EADS has moved a step closer to launching flight trials of the advanced refuelling boom system (ARBS) that provides the cornerstone of its five-aircraft tanker programme for Australia and also forms the basis of a proposal to replace some of the US Air Force’s Boeing 707-based KC-135s.
The first aircraft to be equipped with the new boom – an EADS-owned Airbus A310 – was rolled out from the company’s Getafe plant near Madrid, Spain on 23 December.
The aircraft will soon begin a qualification campaign expected to total 300-400 flight hours. EADS’s Military Transport Aircraft division, which had planned to fly the demonstrator for the first time in mid-2005, says schedule delays have been caused not by “major incidences, but by normal ones derived from a programme of this complexity”.

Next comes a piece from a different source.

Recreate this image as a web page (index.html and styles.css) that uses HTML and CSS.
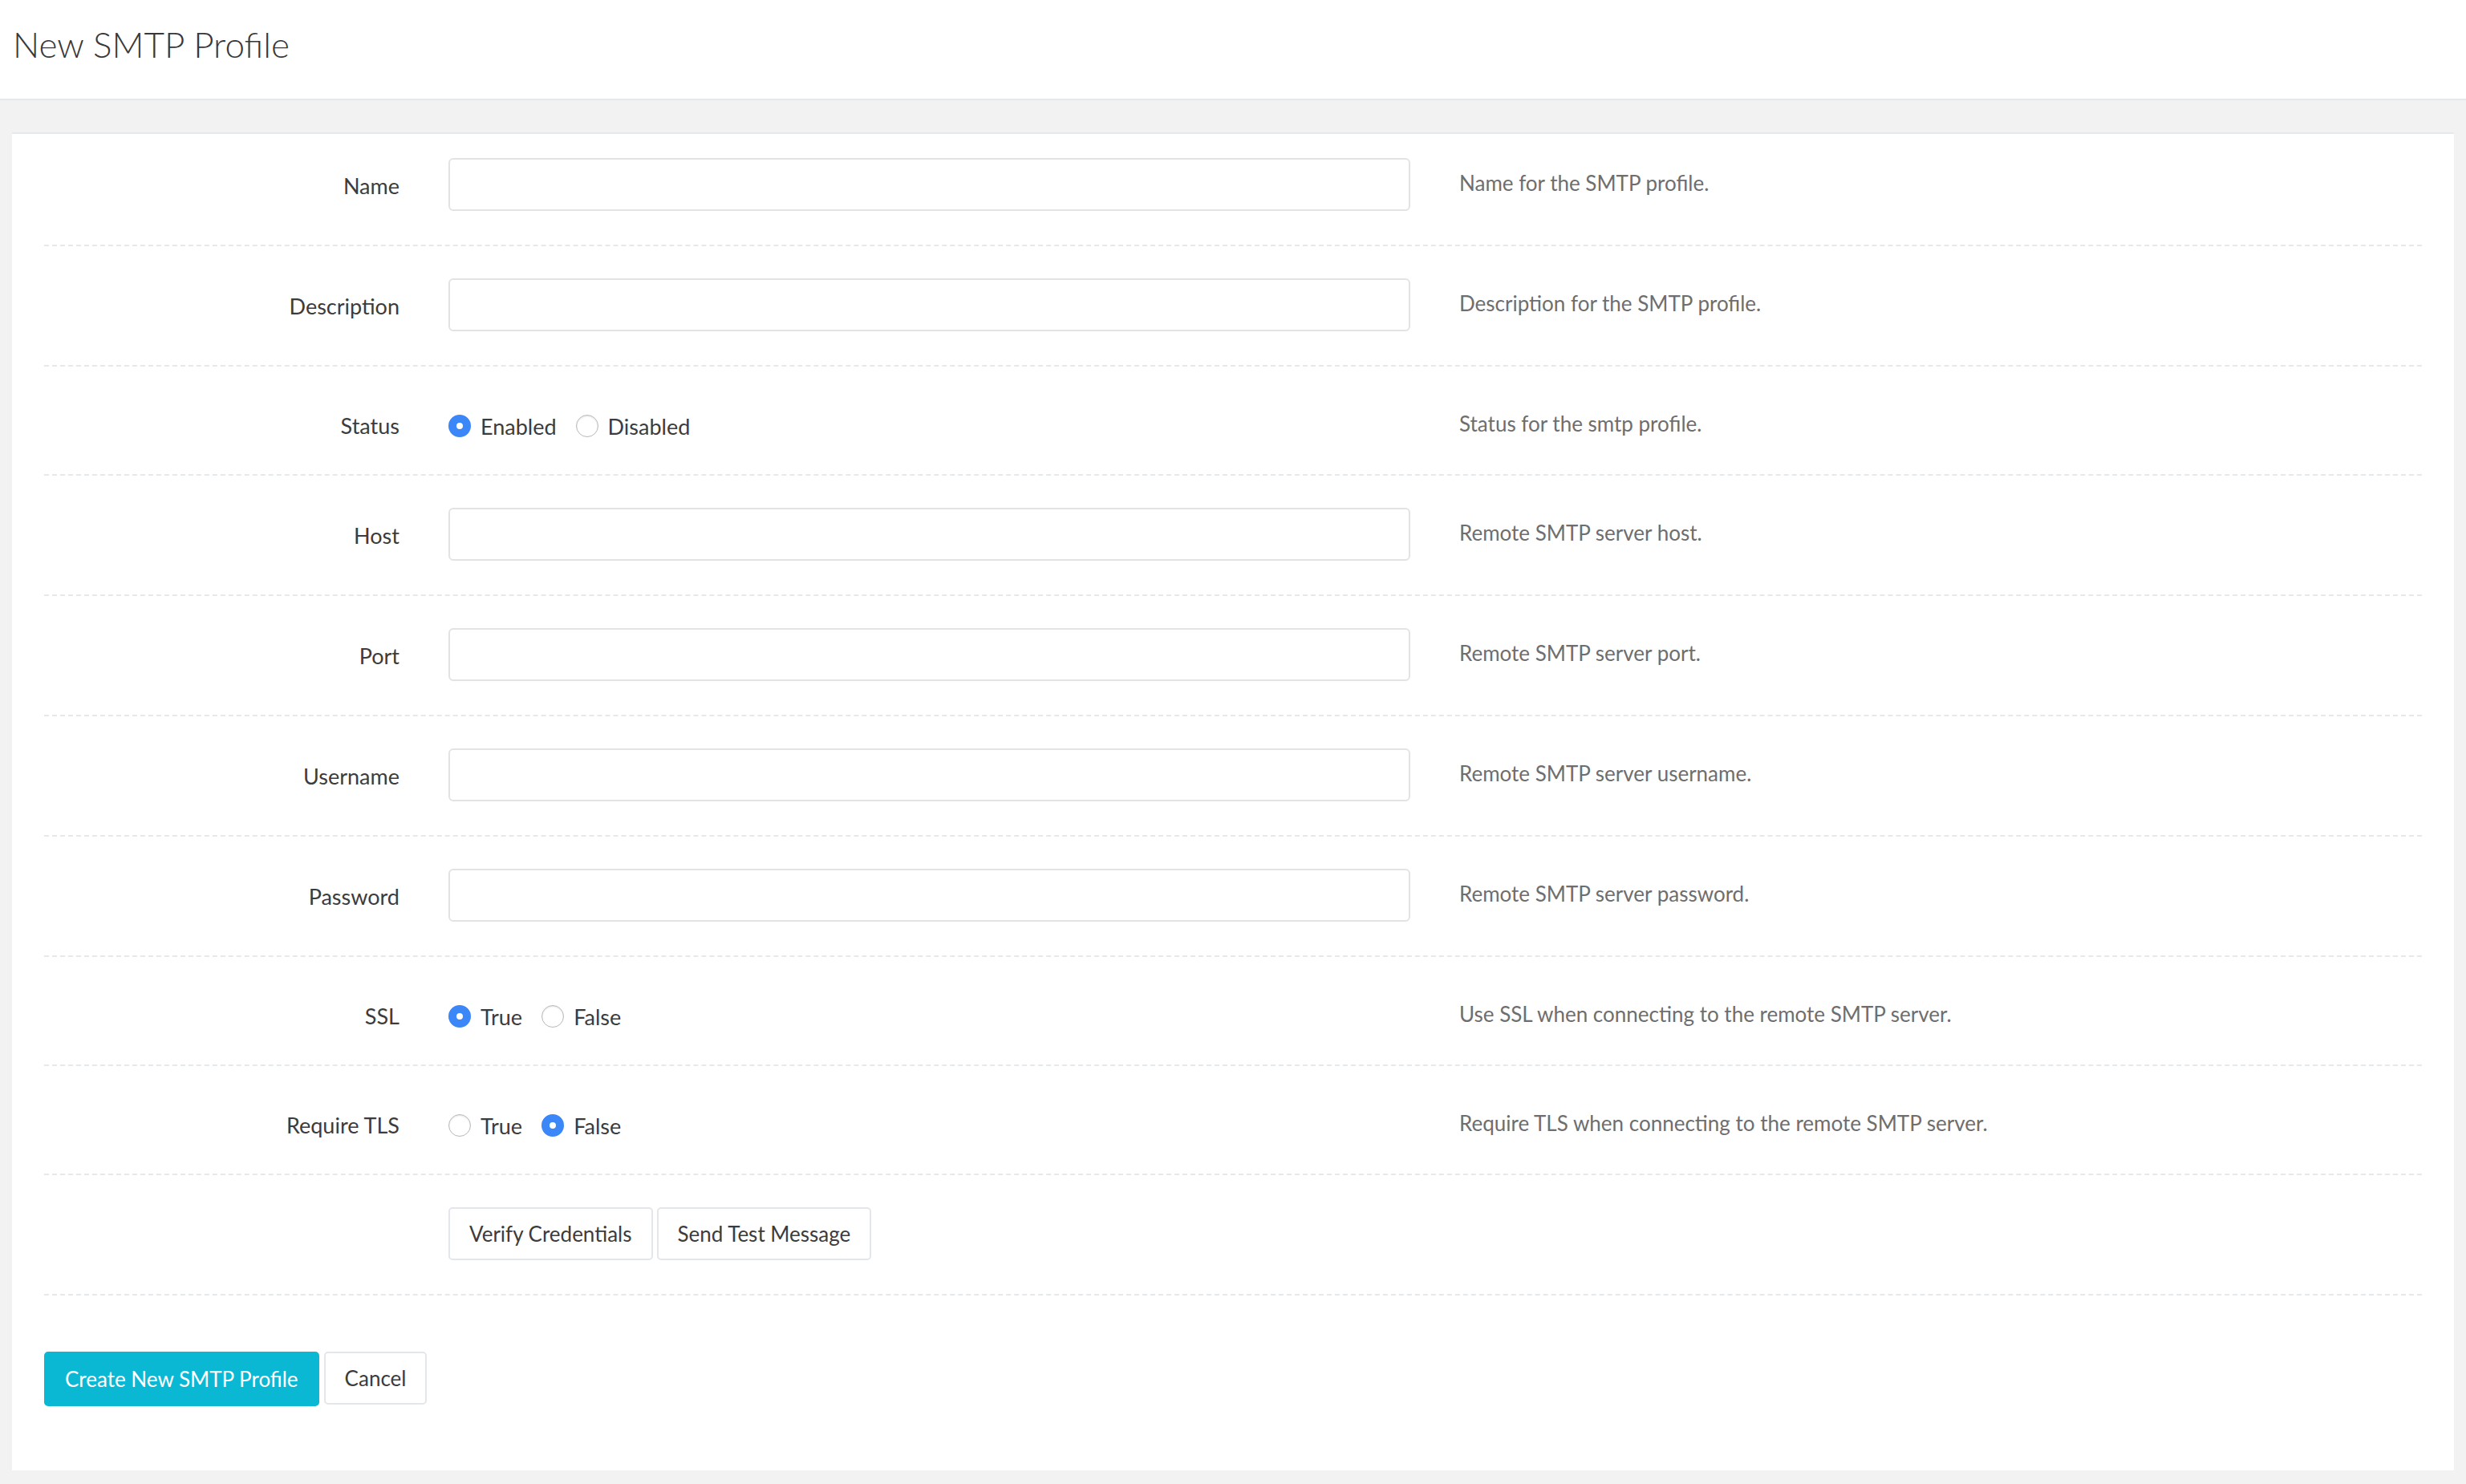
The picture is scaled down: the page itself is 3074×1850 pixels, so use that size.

The development of the ARBS, which includes a boom mast weighing around 1,200kg (2,650lb), with a length extended by 17.8m (58.4ft), represents a $90 million investment by EADS, which launched the project in the hope of breaking Boeing’s near monopoly on the global in-flight refuelling market.
The European company has already secured its first boom-equipped tanker order, with the Royal Australian Air Force to receive five Airbus A330-200s. Airbus is scheduled to deliver the RAAF’s first green aircraft to EADS Casa for modification in May 2006, with the service to complete acceptance testing and declare the type in service with the receipt of two aircraft by late 2009.
EADS North America and Northrop Grumman are also offering an A330-based aircraft, dubbed the KC-30, to meet the USAF’s delayed requirement for new tanker-transports, which is also to be contested by the Boeing KC-767 already selected by Italy and Japan.
Previously leased by Airbus to Madrid-headquarted airline Air Plus Comet, EADS’s A310 demonstrator underwent structural conversion in Getafe from early last year. This included the reinforcement of fuselage sections 18 and 19 to accommodate frames and stringers for the boom mast and its hoist mechanism. The aircraft has also been equipped with a cockpit-located boom operator station, under-fuselage stereoscopic and panoramic cameras, illuminators and approach lights.